## start

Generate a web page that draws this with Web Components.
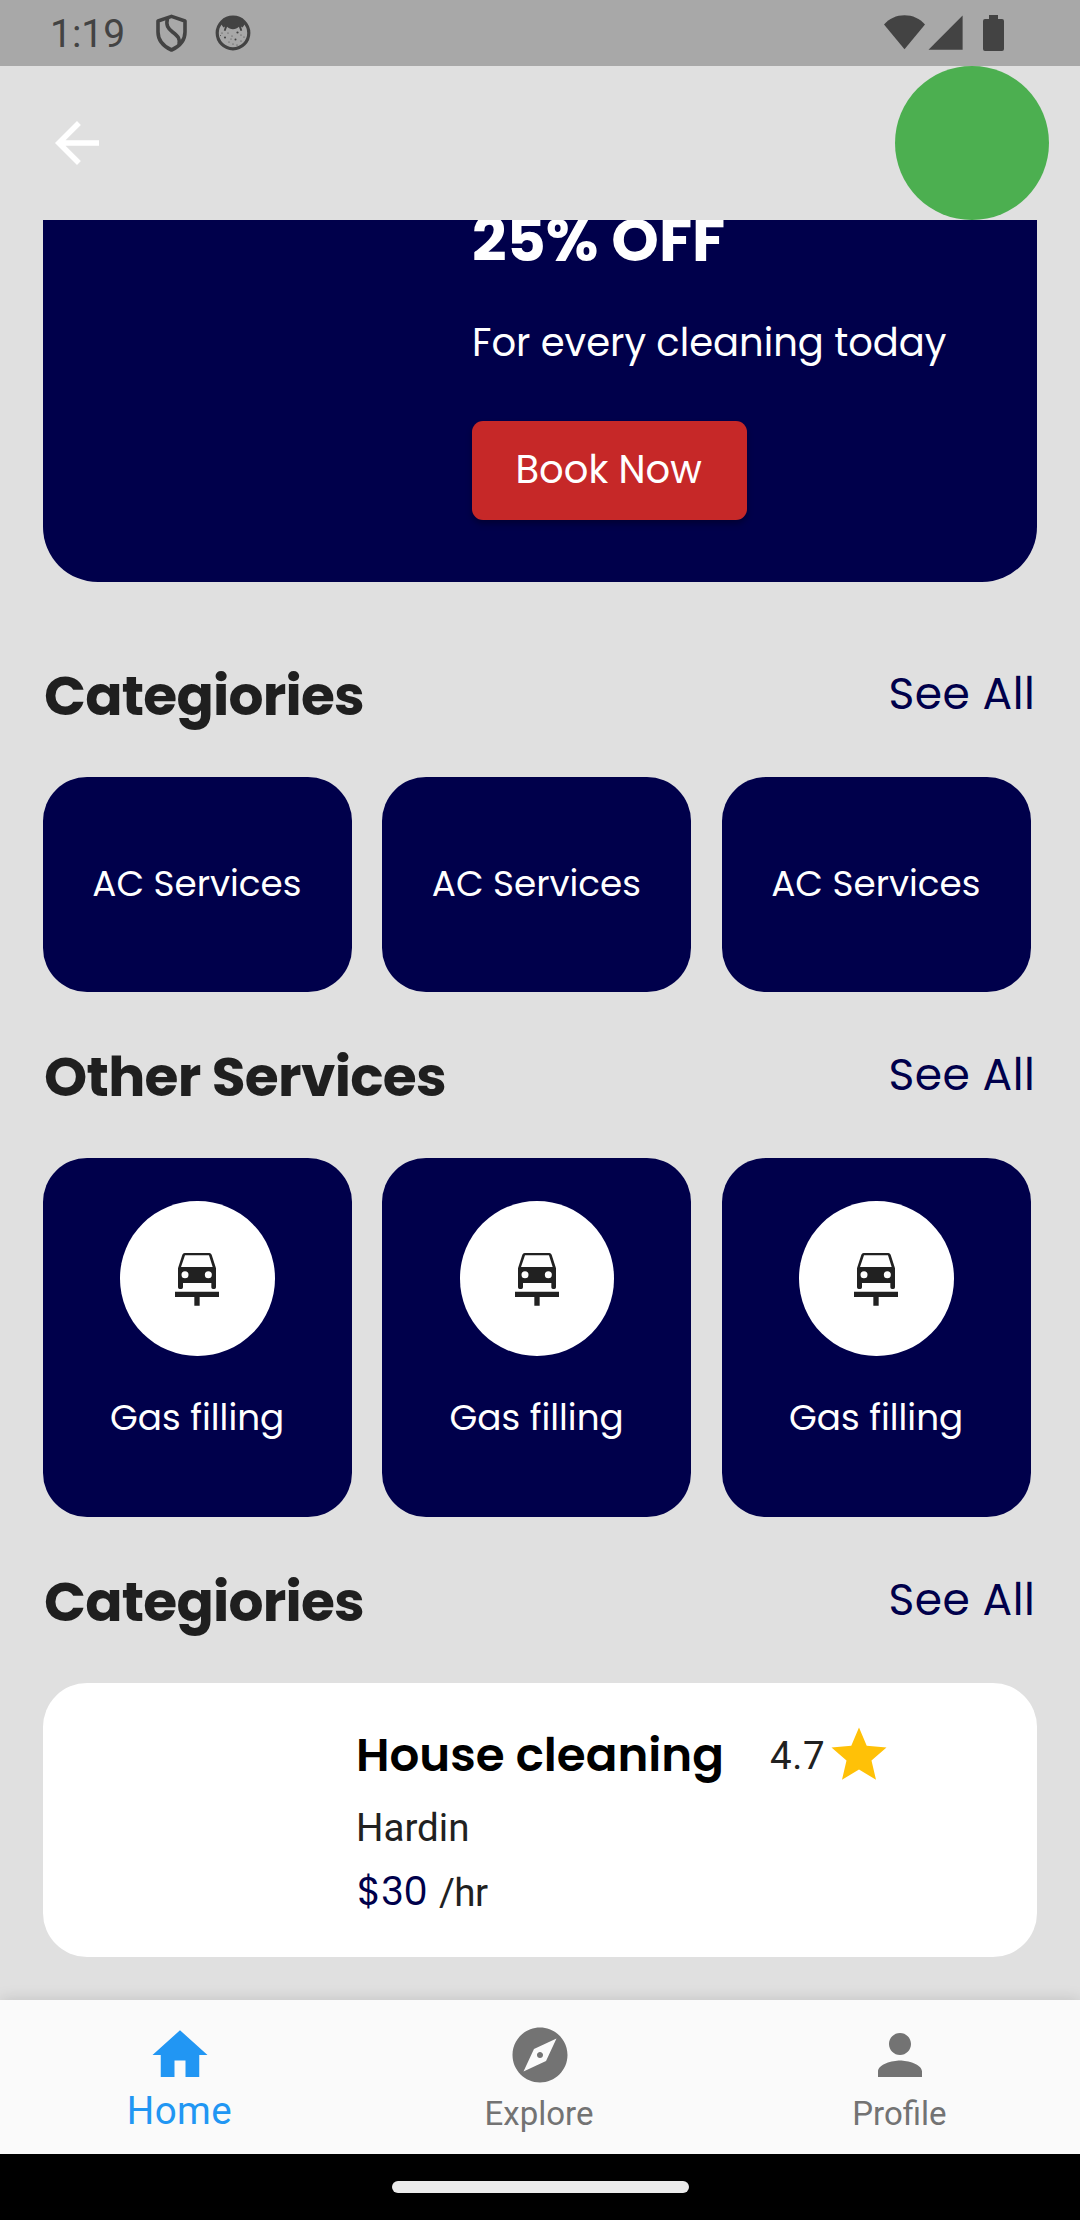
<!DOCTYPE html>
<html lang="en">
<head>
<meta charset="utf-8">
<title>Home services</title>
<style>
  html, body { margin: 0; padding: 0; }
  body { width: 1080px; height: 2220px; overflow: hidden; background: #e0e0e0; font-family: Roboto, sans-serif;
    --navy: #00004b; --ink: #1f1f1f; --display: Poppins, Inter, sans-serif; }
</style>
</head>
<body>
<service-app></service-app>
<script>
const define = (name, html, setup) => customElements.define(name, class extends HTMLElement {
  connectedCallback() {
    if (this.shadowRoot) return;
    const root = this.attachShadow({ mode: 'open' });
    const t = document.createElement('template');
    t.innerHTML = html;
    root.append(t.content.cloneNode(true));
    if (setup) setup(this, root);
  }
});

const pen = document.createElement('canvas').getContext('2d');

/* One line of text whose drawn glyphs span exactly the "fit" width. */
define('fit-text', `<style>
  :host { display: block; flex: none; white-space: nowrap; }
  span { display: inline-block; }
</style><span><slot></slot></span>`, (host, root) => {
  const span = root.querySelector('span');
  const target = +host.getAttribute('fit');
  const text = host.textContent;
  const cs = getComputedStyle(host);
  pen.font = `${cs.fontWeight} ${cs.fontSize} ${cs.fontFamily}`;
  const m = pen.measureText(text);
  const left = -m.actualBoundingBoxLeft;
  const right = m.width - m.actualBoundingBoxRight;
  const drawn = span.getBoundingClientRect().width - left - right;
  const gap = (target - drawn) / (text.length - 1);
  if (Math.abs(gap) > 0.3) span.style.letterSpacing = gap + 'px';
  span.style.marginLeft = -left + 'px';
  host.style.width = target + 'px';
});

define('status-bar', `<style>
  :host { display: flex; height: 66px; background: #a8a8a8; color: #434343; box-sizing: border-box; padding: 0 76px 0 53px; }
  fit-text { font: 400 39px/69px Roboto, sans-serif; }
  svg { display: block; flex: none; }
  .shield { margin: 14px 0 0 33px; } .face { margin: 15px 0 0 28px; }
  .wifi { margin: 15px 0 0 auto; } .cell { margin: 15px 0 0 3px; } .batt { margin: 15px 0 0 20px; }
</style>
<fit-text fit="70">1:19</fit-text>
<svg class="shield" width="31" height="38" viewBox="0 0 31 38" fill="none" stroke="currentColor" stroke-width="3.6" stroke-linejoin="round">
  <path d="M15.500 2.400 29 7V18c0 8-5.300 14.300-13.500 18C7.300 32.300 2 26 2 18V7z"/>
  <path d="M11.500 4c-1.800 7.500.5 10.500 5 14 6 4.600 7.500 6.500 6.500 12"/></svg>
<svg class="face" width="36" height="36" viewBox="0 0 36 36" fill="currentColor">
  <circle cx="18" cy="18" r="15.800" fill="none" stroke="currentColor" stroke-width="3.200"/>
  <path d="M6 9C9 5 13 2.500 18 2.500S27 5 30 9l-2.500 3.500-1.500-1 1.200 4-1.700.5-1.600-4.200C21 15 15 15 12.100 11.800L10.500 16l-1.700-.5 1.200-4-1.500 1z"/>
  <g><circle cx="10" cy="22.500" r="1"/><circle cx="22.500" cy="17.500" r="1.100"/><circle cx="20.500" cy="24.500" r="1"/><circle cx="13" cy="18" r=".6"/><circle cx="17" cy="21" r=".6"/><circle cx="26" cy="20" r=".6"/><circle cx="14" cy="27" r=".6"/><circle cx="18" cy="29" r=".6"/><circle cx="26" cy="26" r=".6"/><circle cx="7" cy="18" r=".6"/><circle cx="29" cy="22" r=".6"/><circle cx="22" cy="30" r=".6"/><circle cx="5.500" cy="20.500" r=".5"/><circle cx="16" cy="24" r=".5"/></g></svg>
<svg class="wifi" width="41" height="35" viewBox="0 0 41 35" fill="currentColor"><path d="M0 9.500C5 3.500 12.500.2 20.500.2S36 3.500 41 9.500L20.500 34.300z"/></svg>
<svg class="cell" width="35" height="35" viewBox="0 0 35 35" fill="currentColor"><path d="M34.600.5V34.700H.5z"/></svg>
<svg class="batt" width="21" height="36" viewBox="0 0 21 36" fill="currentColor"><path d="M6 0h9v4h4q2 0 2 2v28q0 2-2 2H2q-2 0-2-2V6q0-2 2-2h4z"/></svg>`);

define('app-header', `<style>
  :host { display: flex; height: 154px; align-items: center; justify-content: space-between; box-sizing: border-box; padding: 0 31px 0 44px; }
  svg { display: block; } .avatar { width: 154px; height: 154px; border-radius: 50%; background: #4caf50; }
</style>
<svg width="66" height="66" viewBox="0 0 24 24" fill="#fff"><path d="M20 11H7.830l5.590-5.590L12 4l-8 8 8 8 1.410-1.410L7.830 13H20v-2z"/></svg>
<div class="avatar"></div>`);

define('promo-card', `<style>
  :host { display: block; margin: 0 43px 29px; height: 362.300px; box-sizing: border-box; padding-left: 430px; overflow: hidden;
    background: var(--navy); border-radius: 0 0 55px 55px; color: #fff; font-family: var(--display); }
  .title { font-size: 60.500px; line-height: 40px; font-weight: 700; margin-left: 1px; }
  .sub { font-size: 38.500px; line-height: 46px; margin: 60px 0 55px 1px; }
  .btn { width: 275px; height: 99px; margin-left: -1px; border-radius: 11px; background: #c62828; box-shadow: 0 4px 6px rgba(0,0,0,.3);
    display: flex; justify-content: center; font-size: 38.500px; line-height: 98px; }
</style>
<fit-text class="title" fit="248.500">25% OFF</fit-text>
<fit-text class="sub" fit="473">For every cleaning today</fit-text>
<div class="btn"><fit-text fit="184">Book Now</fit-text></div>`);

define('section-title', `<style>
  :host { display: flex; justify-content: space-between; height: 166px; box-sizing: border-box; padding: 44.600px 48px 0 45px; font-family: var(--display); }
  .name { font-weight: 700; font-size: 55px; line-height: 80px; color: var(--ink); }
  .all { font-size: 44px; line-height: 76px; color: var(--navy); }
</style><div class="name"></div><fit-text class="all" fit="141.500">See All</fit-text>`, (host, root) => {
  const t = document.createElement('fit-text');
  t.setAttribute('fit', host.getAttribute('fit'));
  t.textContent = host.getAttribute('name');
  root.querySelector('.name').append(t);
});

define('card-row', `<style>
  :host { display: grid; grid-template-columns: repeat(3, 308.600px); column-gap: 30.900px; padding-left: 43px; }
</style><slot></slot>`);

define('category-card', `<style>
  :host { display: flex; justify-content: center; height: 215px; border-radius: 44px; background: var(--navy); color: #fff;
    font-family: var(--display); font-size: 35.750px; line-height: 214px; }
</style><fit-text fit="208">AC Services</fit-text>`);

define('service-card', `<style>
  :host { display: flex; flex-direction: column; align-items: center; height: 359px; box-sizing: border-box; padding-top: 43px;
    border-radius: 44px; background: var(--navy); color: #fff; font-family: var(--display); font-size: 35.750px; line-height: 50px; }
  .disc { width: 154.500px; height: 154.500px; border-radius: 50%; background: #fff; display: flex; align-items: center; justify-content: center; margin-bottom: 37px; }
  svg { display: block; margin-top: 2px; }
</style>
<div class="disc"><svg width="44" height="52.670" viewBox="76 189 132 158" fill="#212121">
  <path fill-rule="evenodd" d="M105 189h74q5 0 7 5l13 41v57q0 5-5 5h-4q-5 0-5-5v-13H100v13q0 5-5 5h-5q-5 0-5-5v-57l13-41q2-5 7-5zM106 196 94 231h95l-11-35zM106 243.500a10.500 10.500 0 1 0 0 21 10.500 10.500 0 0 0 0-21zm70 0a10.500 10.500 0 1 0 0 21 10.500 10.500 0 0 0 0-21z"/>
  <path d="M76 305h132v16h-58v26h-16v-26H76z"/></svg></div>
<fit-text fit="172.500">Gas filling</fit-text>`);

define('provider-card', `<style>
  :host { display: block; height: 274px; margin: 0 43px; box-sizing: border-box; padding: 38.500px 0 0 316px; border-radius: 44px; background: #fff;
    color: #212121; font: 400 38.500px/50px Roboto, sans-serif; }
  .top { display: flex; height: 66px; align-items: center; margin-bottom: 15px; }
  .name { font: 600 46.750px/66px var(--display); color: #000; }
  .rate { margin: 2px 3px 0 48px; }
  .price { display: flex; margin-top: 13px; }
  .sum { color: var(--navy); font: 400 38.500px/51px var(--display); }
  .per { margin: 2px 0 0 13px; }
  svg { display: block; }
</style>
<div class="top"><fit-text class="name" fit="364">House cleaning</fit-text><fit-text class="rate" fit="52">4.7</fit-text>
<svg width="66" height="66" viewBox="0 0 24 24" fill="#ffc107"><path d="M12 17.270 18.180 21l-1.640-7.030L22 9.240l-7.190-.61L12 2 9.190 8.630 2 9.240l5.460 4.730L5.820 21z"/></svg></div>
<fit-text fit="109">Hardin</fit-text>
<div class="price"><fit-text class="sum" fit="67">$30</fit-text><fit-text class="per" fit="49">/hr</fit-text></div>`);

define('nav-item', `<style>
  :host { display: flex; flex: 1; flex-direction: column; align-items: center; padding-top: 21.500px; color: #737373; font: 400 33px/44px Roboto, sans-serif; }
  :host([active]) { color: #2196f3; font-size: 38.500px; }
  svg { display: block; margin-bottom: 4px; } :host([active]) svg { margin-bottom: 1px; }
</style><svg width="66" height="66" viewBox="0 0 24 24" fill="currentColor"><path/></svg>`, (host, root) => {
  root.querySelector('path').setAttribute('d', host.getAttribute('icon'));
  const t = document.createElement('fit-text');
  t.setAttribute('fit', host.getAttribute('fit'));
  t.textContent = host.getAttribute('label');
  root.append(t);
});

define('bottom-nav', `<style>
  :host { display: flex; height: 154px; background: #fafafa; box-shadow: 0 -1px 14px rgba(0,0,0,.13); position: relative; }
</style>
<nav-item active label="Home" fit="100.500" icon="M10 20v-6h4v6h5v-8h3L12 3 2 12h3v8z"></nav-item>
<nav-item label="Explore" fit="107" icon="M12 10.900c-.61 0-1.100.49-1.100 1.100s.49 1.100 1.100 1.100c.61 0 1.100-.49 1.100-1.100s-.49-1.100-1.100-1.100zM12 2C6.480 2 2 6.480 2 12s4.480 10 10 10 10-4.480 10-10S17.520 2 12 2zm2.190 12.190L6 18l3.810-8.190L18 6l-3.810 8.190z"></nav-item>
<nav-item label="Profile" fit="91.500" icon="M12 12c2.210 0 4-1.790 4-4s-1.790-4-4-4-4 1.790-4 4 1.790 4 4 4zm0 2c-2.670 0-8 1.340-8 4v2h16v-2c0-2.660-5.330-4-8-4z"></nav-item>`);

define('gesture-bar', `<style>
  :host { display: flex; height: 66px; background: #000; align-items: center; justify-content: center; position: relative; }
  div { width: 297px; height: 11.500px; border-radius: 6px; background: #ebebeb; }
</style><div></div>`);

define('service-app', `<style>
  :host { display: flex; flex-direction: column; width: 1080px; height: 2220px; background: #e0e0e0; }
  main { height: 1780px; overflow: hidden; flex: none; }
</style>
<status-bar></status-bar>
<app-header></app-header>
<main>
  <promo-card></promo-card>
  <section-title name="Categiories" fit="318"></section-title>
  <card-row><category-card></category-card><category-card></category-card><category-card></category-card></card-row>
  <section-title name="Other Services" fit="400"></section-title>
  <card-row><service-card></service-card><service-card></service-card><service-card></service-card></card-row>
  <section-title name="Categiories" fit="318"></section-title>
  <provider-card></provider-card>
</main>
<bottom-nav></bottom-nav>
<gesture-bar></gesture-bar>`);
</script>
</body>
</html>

## end

## [What to produce]
Copy nothing but the lines from the top of the material through the line holding "const pen = document.createElement('canvas').getContext('2d');", exactly as written; omit pictures.

## [Task output]
Generate a web page that draws this with Web Components.
<!DOCTYPE html>
<html lang="en">
<head>
<meta charset="utf-8">
<title>Home services</title>
<style>
  html, body { margin: 0; padding: 0; }
  body { width: 1080px; height: 2220px; overflow: hidden; background: #e0e0e0; font-family: Roboto, sans-serif;
    --navy: #00004b; --ink: #1f1f1f; --display: Poppins, Inter, sans-serif; }
</style>
</head>
<body>
<service-app></service-app>
<script>
const define = (name, html, setup) => customElements.define(name, class extends HTMLElement {
  connectedCallback() {
    if (this.shadowRoot) return;
    const root = this.attachShadow({ mode: 'open' });
    const t = document.createElement('template');
    t.innerHTML = html;
    root.append(t.content.cloneNode(true));
    if (setup) setup(this, root);
  }
});

const pen = document.createElement('canvas').getContext('2d');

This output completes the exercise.